- [What to produce] Restate the full listing word for word and leave the pictures out.
## start
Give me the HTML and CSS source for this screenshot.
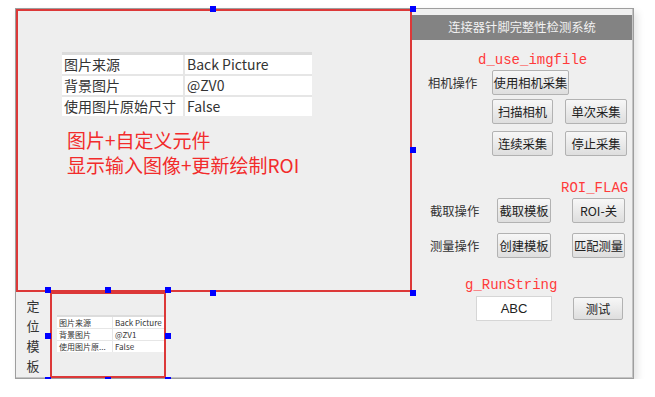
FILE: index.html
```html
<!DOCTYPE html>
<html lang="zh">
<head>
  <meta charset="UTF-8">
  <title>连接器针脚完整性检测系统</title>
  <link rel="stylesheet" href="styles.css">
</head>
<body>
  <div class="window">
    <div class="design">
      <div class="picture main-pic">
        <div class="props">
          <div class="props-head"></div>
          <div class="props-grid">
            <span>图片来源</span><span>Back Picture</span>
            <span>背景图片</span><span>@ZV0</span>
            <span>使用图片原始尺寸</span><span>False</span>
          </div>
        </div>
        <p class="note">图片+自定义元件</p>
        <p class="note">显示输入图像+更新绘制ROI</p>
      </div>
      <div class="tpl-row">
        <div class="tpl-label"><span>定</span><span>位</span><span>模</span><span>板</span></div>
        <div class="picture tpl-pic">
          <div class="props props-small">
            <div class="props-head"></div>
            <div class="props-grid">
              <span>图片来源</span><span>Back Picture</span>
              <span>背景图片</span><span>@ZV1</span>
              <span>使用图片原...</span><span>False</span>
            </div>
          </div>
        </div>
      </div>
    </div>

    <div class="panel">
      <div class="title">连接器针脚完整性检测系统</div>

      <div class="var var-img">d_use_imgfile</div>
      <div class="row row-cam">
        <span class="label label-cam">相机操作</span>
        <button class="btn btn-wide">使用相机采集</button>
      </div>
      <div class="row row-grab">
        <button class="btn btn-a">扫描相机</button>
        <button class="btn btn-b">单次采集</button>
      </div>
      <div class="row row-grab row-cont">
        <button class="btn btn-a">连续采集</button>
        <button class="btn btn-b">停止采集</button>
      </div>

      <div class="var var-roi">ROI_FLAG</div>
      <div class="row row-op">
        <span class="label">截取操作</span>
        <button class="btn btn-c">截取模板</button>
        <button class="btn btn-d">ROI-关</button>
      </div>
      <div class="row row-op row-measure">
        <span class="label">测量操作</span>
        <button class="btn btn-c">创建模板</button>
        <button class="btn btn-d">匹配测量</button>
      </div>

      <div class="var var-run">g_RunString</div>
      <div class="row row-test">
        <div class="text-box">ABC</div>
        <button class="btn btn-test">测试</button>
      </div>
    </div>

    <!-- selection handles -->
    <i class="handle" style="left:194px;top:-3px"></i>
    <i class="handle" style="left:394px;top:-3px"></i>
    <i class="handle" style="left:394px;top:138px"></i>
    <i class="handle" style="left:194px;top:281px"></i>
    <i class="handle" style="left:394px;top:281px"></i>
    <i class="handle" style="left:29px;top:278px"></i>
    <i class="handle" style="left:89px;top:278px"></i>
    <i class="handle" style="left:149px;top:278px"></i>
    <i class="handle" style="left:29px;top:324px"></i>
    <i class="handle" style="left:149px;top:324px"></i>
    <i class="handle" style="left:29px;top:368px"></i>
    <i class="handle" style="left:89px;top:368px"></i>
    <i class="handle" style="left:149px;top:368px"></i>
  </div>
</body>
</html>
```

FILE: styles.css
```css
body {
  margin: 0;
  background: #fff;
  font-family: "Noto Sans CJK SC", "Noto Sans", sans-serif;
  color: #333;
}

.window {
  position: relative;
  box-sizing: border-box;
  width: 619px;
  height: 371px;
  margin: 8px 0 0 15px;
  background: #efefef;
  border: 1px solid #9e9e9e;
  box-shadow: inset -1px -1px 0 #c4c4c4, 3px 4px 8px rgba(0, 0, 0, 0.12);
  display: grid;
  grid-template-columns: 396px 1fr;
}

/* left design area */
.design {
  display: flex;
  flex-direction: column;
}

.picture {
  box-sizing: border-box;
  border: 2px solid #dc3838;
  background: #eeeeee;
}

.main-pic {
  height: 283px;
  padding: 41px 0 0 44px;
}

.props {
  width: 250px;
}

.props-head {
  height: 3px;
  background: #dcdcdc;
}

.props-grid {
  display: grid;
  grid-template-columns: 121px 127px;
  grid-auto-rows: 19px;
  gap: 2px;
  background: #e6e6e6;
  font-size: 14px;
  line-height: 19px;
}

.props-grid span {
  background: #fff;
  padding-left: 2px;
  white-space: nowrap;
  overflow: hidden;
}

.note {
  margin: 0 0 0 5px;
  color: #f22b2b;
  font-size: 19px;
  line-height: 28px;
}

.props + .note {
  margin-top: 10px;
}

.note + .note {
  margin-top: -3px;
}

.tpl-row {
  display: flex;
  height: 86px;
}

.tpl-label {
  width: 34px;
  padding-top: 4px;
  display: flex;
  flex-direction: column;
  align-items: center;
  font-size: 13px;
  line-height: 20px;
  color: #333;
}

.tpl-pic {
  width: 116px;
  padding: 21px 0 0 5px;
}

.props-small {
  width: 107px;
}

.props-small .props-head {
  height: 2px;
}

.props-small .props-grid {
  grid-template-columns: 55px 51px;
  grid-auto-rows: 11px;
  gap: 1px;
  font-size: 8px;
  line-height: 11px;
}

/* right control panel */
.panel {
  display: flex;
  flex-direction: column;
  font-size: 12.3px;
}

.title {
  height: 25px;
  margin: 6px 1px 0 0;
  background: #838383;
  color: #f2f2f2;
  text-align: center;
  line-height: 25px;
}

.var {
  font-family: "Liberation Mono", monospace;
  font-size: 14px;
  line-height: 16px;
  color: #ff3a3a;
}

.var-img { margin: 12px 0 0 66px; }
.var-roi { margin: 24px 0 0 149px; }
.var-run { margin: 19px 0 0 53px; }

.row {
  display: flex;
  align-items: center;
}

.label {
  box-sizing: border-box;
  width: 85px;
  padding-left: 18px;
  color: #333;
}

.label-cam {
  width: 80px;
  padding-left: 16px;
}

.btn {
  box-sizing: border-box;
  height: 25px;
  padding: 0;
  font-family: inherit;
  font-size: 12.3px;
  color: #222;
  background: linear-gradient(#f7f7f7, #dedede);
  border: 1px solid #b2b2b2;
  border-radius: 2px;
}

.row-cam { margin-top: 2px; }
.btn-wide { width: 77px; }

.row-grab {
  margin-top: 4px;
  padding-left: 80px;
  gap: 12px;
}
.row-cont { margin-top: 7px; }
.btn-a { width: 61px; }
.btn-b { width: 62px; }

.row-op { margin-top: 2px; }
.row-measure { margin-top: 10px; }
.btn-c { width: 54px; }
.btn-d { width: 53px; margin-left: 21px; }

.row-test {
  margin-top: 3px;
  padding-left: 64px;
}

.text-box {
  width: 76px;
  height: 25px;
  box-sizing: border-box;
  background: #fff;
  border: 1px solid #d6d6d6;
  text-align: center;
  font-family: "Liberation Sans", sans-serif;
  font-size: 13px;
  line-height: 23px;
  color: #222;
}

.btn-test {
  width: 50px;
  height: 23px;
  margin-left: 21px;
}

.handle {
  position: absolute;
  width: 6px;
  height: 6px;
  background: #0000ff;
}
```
## end
- [Exercise output]
Give me the HTML and CSS source for this screenshot.
FILE: index.html
```html
<!DOCTYPE html>
<html lang="zh">
<head>
  <meta charset="UTF-8">
  <title>连接器针脚完整性检测系统</title>
  <link rel="stylesheet" href="styles.css">
</head>
<body>
  <div class="window">
    <div class="design">
      <div class="picture main-pic">
        <div class="props">
          <div class="props-head"></div>
          <div class="props-grid">
            <span>图片来源</span><span>Back Picture</span>
            <span>背景图片</span><span>@ZV0</span>
            <span>使用图片原始尺寸</span><span>False</span>
          </div>
        </div>
        <p class="note">图片+自定义元件</p>
        <p class="note">显示输入图像+更新绘制ROI</p>
      </div>
      <div class="tpl-row">
        <div class="tpl-label"><span>定</span><span>位</span><span>模</span><span>板</span></div>
        <div class="picture tpl-pic">
          <div class="props props-small">
            <div class="props-head"></div>
            <div class="props-grid">
              <span>图片来源</span><span>Back Picture</span>
              <span>背景图片</span><span>@ZV1</span>
              <span>使用图片原...</span><span>False</span>
            </div>
          </div>
        </div>
      </div>
    </div>

    <div class="panel">
      <div class="title">连接器针脚完整性检测系统</div>

      <div class="var var-img">d_use_imgfile</div>
      <div class="row row-cam">
        <span class="label label-cam">相机操作</span>
        <button class="btn btn-wide">使用相机采集</button>
      </div>
      <div class="row row-grab">
        <button class="btn btn-a">扫描相机</button>
        <button class="btn btn-b">单次采集</button>
      </div>
      <div class="row row-grab row-cont">
        <button class="btn btn-a">连续采集</button>
        <button class="btn btn-b">停止采集</button>
      </div>

      <div class="var var-roi">ROI_FLAG</div>
      <div class="row row-op">
        <span class="label">截取操作</span>
        <button class="btn btn-c">截取模板</button>
        <button class="btn btn-d">ROI-关</button>
      </div>
      <div class="row row-op row-measure">
        <span class="label">测量操作</span>
        <button class="btn btn-c">创建模板</button>
        <button class="btn btn-d">匹配测量</button>
      </div>

      <div class="var var-run">g_RunString</div>
      <div class="row row-test">
        <div class="text-box">ABC</div>
        <button class="btn btn-test">测试</button>
      </div>
    </div>

    <!-- selection handles -->
    <i class="handle" style="left:194px;top:-3px"></i>
    <i class="handle" style="left:394px;top:-3px"></i>
    <i class="handle" style="left:394px;top:138px"></i>
    <i class="handle" style="left:194px;top:281px"></i>
    <i class="handle" style="left:394px;top:281px"></i>
    <i class="handle" style="left:29px;top:278px"></i>
    <i class="handle" style="left:89px;top:278px"></i>
    <i class="handle" style="left:149px;top:278px"></i>
    <i class="handle" style="left:29px;top:324px"></i>
    <i class="handle" style="left:149px;top:324px"></i>
    <i class="handle" style="left:29px;top:368px"></i>
    <i class="handle" style="left:89px;top:368px"></i>
    <i class="handle" style="left:149px;top:368px"></i>
  </div>
</body>
</html>
```

FILE: styles.css
```css
body {
  margin: 0;
  background: #fff;
  font-family: "Noto Sans CJK SC", "Noto Sans", sans-serif;
  color: #333;
}

.window {
  position: relative;
  box-sizing: border-box;
  width: 619px;
  height: 371px;
  margin: 8px 0 0 15px;
  background: #efefef;
  border: 1px solid #9e9e9e;
  box-shadow: inset -1px -1px 0 #c4c4c4, 3px 4px 8px rgba(0, 0, 0, 0.12);
  display: grid;
  grid-template-columns: 396px 1fr;
}

/* left design area */
.design {
  display: flex;
  flex-direction: column;
}

.picture {
  box-sizing: border-box;
  border: 2px solid #dc3838;
  background: #eeeeee;
}

.main-pic {
  height: 283px;
  padding: 41px 0 0 44px;
}

.props {
  width: 250px;
}

.props-head {
  height: 3px;
  background: #dcdcdc;
}

.props-grid {
  display: grid;
  grid-template-columns: 121px 127px;
  grid-auto-rows: 19px;
  gap: 2px;
  background: #e6e6e6;
  font-size: 14px;
  line-height: 19px;
}

.props-grid span {
  background: #fff;
  padding-left: 2px;
  white-space: nowrap;
  overflow: hidden;
}

.note {
  margin: 0 0 0 5px;
  color: #f22b2b;
  font-size: 19px;
  line-height: 28px;
}

.props + .note {
  margin-top: 10px;
}

.note + .note {
  margin-top: -3px;
}

.tpl-row {
  display: flex;
  height: 86px;
}

.tpl-label {
  width: 34px;
  padding-top: 4px;
  display: flex;
  flex-direction: column;
  align-items: center;
  font-size: 13px;
  line-height: 20px;
  color: #333;
}

.tpl-pic {
  width: 116px;
  padding: 21px 0 0 5px;
}

.props-small {
  width: 107px;
}

.props-small .props-head {
  height: 2px;
}

.props-small .props-grid {
  grid-template-columns: 55px 51px;
  grid-auto-rows: 11px;
  gap: 1px;
  font-size: 8px;
  line-height: 11px;
}

/* right control panel */
.panel {
  display: flex;
  flex-direction: column;
  font-size: 12.3px;
}

.title {
  height: 25px;
  margin: 6px 1px 0 0;
  background: #838383;
  color: #f2f2f2;
  text-align: center;
  line-height: 25px;
}

.var {
  font-family: "Liberation Mono", monospace;
  font-size: 14px;
  line-height: 16px;
  color: #ff3a3a;
}

.var-img { margin: 12px 0 0 66px; }
.var-roi { margin: 24px 0 0 149px; }
.var-run { margin: 19px 0 0 53px; }

.row {
  display: flex;
  align-items: center;
}

.label {
  box-sizing: border-box;
  width: 85px;
  padding-left: 18px;
  color: #333;
}

.label-cam {
  width: 80px;
  padding-left: 16px;
}

.btn {
  box-sizing: border-box;
  height: 25px;
  padding: 0;
  font-family: inherit;
  font-size: 12.3px;
  color: #222;
  background: linear-gradient(#f7f7f7, #dedede);
  border: 1px solid #b2b2b2;
  border-radius: 2px;
}

.row-cam { margin-top: 2px; }
.btn-wide { width: 77px; }

.row-grab {
  margin-top: 4px;
  padding-left: 80px;
  gap: 12px;
}
.row-cont { margin-top: 7px; }
.btn-a { width: 61px; }
.btn-b { width: 62px; }

.row-op { margin-top: 2px; }
.row-measure { margin-top: 10px; }
.btn-c { width: 54px; }
.btn-d { width: 53px; margin-left: 21px; }

.row-test {
  margin-top: 3px;
  padding-left: 64px;
}

.text-box {
  width: 76px;
  height: 25px;
  box-sizing: border-box;
  background: #fff;
  border: 1px solid #d6d6d6;
  text-align: center;
  font-family: "Liberation Sans", sans-serif;
  font-size: 13px;
  line-height: 23px;
  color: #222;
}

.btn-test {
  width: 50px;
  height: 23px;
  margin-left: 21px;
}

.handle {
  position: absolute;
  width: 6px;
  height: 6px;
  background: #0000ff;
}
```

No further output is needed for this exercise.